There are many aspects of a building’s fire barriers that are designed to help prevent the spread of fire as well as keeping occupants safe. Part of that system is the building’s fire and smoke dampers. Dampers are often hidden out of sight, which means they are more likely to be out of compliance. And as fire and life safety professionals, we spend a lot of time talking about the importance of fire damper inspection and repairs. But what about the smoke dampers that help prevent the spread of smoke?
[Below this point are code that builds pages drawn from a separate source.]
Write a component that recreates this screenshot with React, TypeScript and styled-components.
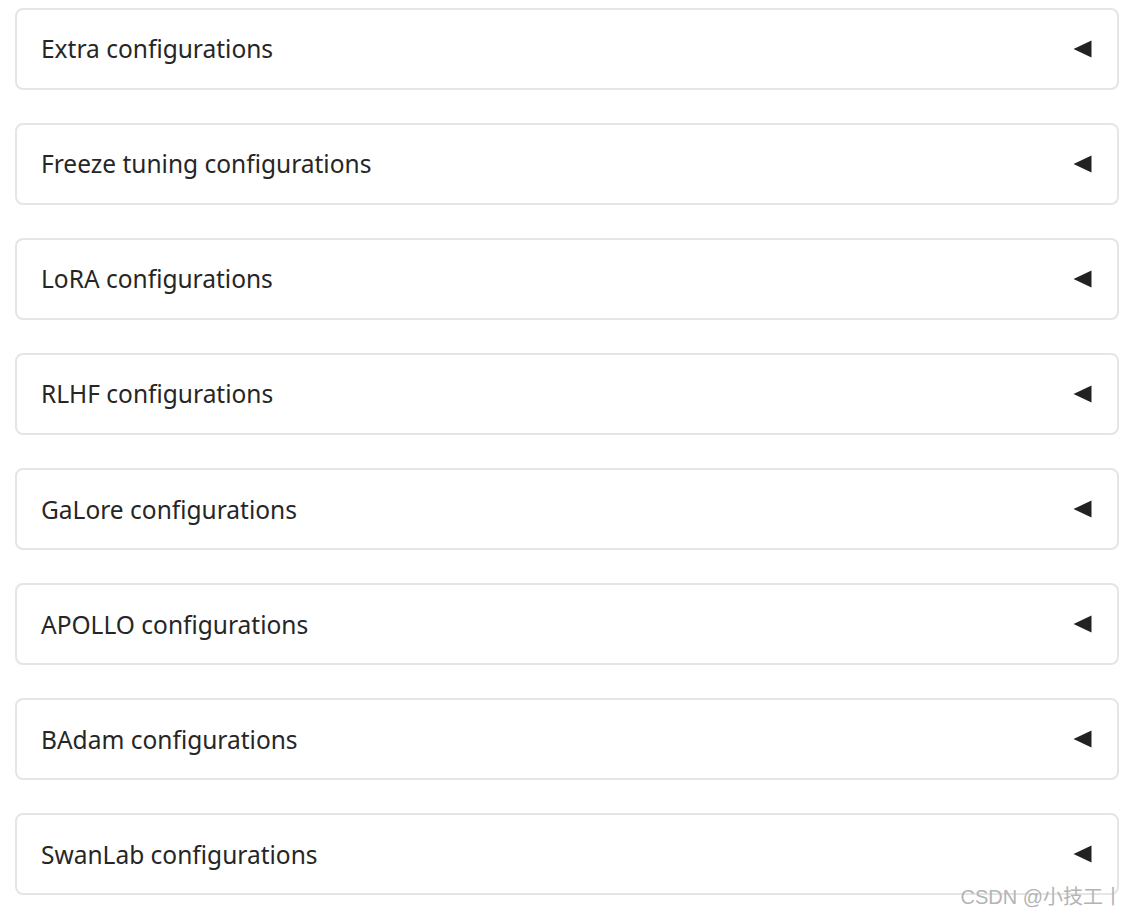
import styled, {createGlobalStyle} from "styled-components";

const GlobalStyle = createGlobalStyle`
    html, body {
        margin: 0;
        padding: 0;
        background: #ffffff;
    }
    body {
        font-family: "Noto Sans", "Open Sans", sans-serif;
    }
`

const Page = styled.div`
    position: relative;
    width: 1134px;
    height: 918px;
    box-sizing: border-box;
    padding: 7.5px 15px 0 15px;
    display: flex;
    flex-direction: column;
    gap: 33.15px;
`

const Panel = styled.div`
    box-sizing: border-box;
    height: 82px;
    flex-shrink: 0;
    border: 2px solid #e5e5e5;
    border-radius: 8px;
    display: flex;
    align-items: center;
    justify-content: space-between;
    padding: 0 25px 0 24px;
`

const PanelTitle = styled.span`
    font-size: 24.5px;
    color: #262626;
`

const Caret = styled.svg`
    width: 19px;
    height: 18px;
    display: block;
`

const Watermark = styled.div`
    position: absolute;
    right: 11px;
    bottom: 8px;
    font-family: "Liberation Sans", "Noto Sans CJK SC", sans-serif;
    font-size: 20px;
    color: #b4b4b4;
    white-space: nowrap;
`

const sections = [
    'Extra configurations',
    'Freeze tuning configurations',
    'LoRA configurations',
    'RLHF configurations',
    'GaLore configurations',
    'APOLLO configurations',
    'BAdam configurations',
    'SwanLab configurations',
]

export default function App() {
    return <>
        <GlobalStyle/>
        <Page>
            {sections.map(label => (
                <Panel key={label}>
                    <PanelTitle>{label}</PanelTitle>
                    <Caret viewBox="0 0 19 18">
                        <path d="M18.5 0.5 L0.5 9 L18.5 17.5 Z" fill="#222"/>
                    </Caret>
                </Panel>
            ))}
            <Watermark>CSDN @小技工丨</Watermark>
        </Page>
    </>
}
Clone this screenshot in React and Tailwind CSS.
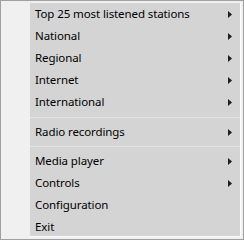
import React from 'react';

const groups = [
  [
    { label: 'Top 25 most listened stations', sub: true },
    { label: 'National', sub: true },
    { label: 'Regional', sub: true },
    { label: 'Internet', sub: true },
    { label: 'International', sub: true },
  ],
  [{ label: 'Radio recordings', sub: true }],
  [
    { label: 'Media player', sub: true },
    { label: 'Controls', sub: true },
    { label: 'Configuration' },
    { label: 'Exit' },
  ],
];

const Arrow = () => (
  <svg width="4" height="7" viewBox="0 0 4 7" className="shrink-0">
    <path d="M0 0 L4 3.5 L0 7 Z" fill="#1e1e1e" />
  </svg>
);

const MenuItem = ({ label, sub }) => (
  <div className="flex items-center h-[22px] shrink-0 pl-[5px] pr-[8px] text-black">
    <span className="flex-1 leading-none tracking-[-0.1px] pb-[1px]">{label}</span>
    {sub && <Arrow />}
  </div>
);

export default function App() {
  return (
    <div
      className="w-[244px] h-[240px] border border-[#a0a0a0] bg-[#f0f0f0] pt-[2px] pb-[2px] pr-[2px] pl-[29px] flex"
      style={{ fontFamily: '"Noto Sans", sans-serif', fontSize: '11.5px' }}
    >
      <div className="flex-1 flex flex-col overflow-hidden bg-[#d4d4d4] border-r border-b border-[#fbfbfb]">
        {groups.map((items, gi) => (
          <React.Fragment key={gi}>
            {gi === 1 && (
              <div className="h-[8px] shrink-0 pt-[4px]">
                <div className="h-px w-full bg-[#e3e3e3]" />
              </div>
            )}
            {gi === 2 && (
              <div className="h-[7px] shrink-0 pt-[3px]">
                <div className="h-px w-full bg-[#e3e3e3]" />
              </div>
            )}
            {items.map((it) => (
              <MenuItem key={it.label} {...it} />
            ))}
          </React.Fragment>
        ))}
      </div>
    </div>
  );
}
Like fire, smoke can spread quickly and easily through a building. Smoke rises, so one of the fastest ways for it to spread is through a building’s ventilation system. And since smoke inhalation is the leading cause of death during a fire, preventing the spread of smoke is essential to keeping occupants safe during evacuation. So how exactly do smoke dampers work in helping to prevent smoke from spreading?
Smoke dampers are specifically designed and installed in the ductwork and air transfer openings to prevent the passage of smoke between sections. Smoke dampers will work once smoke is detected by a smoke detector, which is typically located in the ductwork as well. The smoke detectors are usually wired to a central alarm panel where an alarm will send a signal to an actuator attached to the smoke damper. The actuator can be located internally or externally of the damper, and is operated either electrically or pneumatically. The actuator will use the jack-shaft and linkage to open and close the blades of the smoke damper.
Pneumatic Actuators: Use air to function properly and will fail if there is:
- No Air to Actuator
- No Airline to Actuator
- Not Enough Air to Actuator
Electrical Actuators: Use power to function properly and will fail if there is:
- No Power to Actuator
- No Power Wired to Actuator
Understanding how a smoke dampers works can help you have a better understand of why inspecting and repairing smoke dampers are just as important as fire dampers. It only takes minutes for thick black smoke to fill a hallway or stairwell. By cutting off the passageways for smoke to travel, the fire will be contained to one specific location. And with summer right around the corner, making sure that your facility is prepared for both fire and smoke is essential.